World Economy

Strong Dollar Biggest Enemy of the US Economy

Strong Dollar Biggest Enemy of the US Economy
Strong Dollar Biggest Enemy of the US Economy

“The strong dollar is killing us. We’ve heard all kinds of valid reasons for the sharp slowdown in the economy over the past six months: the weather, the port strike, the caution of consumers, the collapse in oil-patch investments, and even something called ‘residual seasonality’ in the statistics measuring gross domestic product.

“Those (mostly temporary) factors can certainly explain a big part of why GDP went from a 5% growth pace last summer to a 0.7% contraction this winter,” MarketWatch’s Rex Nutting, a columnist and  international commentary editor, opined.

But there’s something more troubling that’s missing in those pat explanations: the exchange value of the US dollar.

When the dollar gets strong, goods and services made in the USA get more expensive, and imports from foreign sources get cheaper. Manufacturers lose competitiveness. The owners’ profits suffer, workers’ wages suffer, and millions of other US companies that depend on selling to those crippled businesses and workers also suffer.

The economy slows, and jobs are lost. Job growth in manufacturing, for instance, is only half as strong now as it was before the move in the dollar last summer. In May, just 7,000 manufacturing jobs were created.

 Impact of the $

Over the past year, the dollar has appreciated by about 18% against the currencies of our trading partners. That’s enough to take a full percentage point off our GDP, based on a rule-of-thumb estimated by economists at Goldman Sachs. And when the GDP is growing at an average of only 2.2%, that’s a serious hit.

Since the impact of the dollar began to be felt last summer, exports have fallen for the first time since the Great Recession. (Let’s not forget that weak global growth also reduced demand for US exports at the same time that they became more expensive.) Meanwhile, imports are rising rapidly, despite the bottlenecks caused by the port strike.

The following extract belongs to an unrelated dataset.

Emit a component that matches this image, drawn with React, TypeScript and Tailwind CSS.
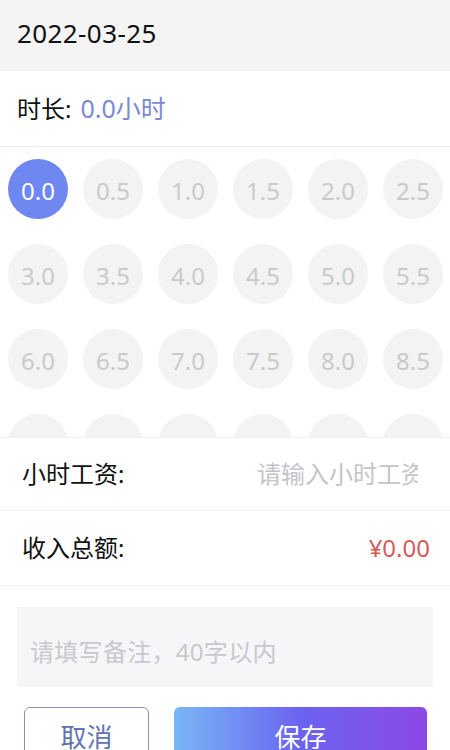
import React from "react";

const values = Array.from({ length: 24 }, (_, i) => (i * 0.5).toFixed(1));

export default function App() {
  const font = { fontFamily: '"Noto Sans", "Noto Sans CJK SC", sans-serif' };
  return (
    <div className="w-[450px] h-[750px] overflow-hidden bg-white text-[#111]" style={font}>
      <div className="h-[71px] bg-[#f4f4f4] flex items-center px-[17px] pb-[5px]">
        <span className="text-[26px] tracking-[0.4px]">2022-03-25</span>
      </div>
      <div className="h-[76px] flex items-center px-[17px] border-b border-[#efefef]">
        <span className="text-[24px]">时长:</span>
        <span className="text-[25px] text-[#7a8ad3] ml-[9px]">0.0小时</span>
      </div>
      <div className="h-[290px] overflow-hidden pt-[12px] pl-[8px]">
        <div className="grid grid-cols-[repeat(6,60px)] gap-x-[15px] gap-y-[25px]">
          {values.map((v, i) => (
            <div
              key={v}
              className={
                i === 0
                  ? "w-[60px] h-[60px] rounded-full bg-[#6f87f1] text-white flex items-center justify-center text-[24px] pt-[4px]"
                  : "w-[60px] h-[60px] rounded-full bg-[#f3f3f3] text-[#cacaca] flex items-center justify-center text-[24px] pt-[4px]"
              }
            >
              {v}
            </div>
          ))}
        </div>
      </div>
      <div className="h-[74px] flex items-center justify-between pl-[22px] pr-[32px] border-t border-b border-[#f0f0f0]">
        <span className="text-[24px]">小时工资:</span>
        <input
          className="w-[161px] text-[24px] outline-none bg-transparent placeholder:text-[#c4c4ca]"
          placeholder="请输入小时工资"
          style={font}
        />
      </div>
      <div className="h-[75px] flex items-center justify-between pl-[22px] pr-[20px] border-b border-[#f0f0f0]">
        <span className="text-[24px]">收入总额:</span>
        <span className="text-[24px] text-[#d65a5a]">¥0.00</span>
      </div>
      <div className="mt-[21px] mx-[17px] h-[80px] bg-[#f6f6f8] flex items-center px-[13px] pt-[10px]">
        <span className="text-[24px] text-[#c8c8cd] tracking-[0.3px]">请填写备注，40字以内</span>
      </div>
      <div className="mt-[20px] flex pl-[24px] gap-[25px]">
        <div className="w-[125px] h-[56px] rounded-[6px] border border-[#8b94b8] flex items-center justify-center text-[26px] text-[#6272b2] pt-[4px]">
          取消
        </div>
        <div className="w-[253px] h-[56px] rounded-[6px] bg-gradient-to-r from-[#7ab6f4] via-[#6a62f0] to-[#8c48e6] flex items-center justify-center text-[26px] text-white pt-[4px]">
          保存
        </div>
      </div>
    </div>
  );
}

In the first three months of the year, the widening trade deficit subtracted 1.9 percentage points from GDP after subtracting 1 percentage point in the fourth quarter. That’s the biggest two-quarter drag from trade since the Asian financial crisis of 1998 and the second-largest drag since the early 1980s, when the strong dollar forced the major industrialized nations to meet at the Plaza Hotel in New York to conspire to weaken it.

Roughly half of the decline in exports can be attributed to the strong dollar, according to Patrick Newport, an economist at IHS Global Insight.

The impact of a strong dollar isn’t just an idle academic exercise. US companies, big and small, have been complaining about the dollar for months in their quarterly reports and in their forward guidance. The latest Beige Book was filled with comments from businesses about how the dollar was hurting their sales. So was the ISM’s survey of manufacturing executives.

In theory, a strong dollar should drive down prices, a boon to consumers and businesses that aren’t exposed to direct foreign competition, but the deflationary benefits of a stronger dollar don’t seem to be helping the economy just yet. Consumers, for instance, are putting away the money they’ve saved at the pump.

 Fed Forced to Comment

Officials at the Federal Reserve have also noticed the dollar. They usually refrain from talking about it, going along with the ridiculous tradition that only the Treasury should comment on the currency’s value, as if the Fed has nothing at all to do with it.

But lately, they’ve been expressing their concerns. In March, Fed Chairwoman Janet Yellen said “the strong dollar” was one reason that exports had softened.

In the latest redacted minutes of the Fed’s secretive meeting in April, some members of the Fed’s policy-setting Federal Open Market Committee worried that “the damping effects” of a stronger dollar “might be larger and longer-lasting than previously anticipated.”

The strong dollar complicates things for the Fed. Higher interest rates would likely strengthen the dollar further. Implicit in the Fed’s forecast for a rate hike later this year is a forecast that the economy will overcome whatever drag the dollar exerts on it.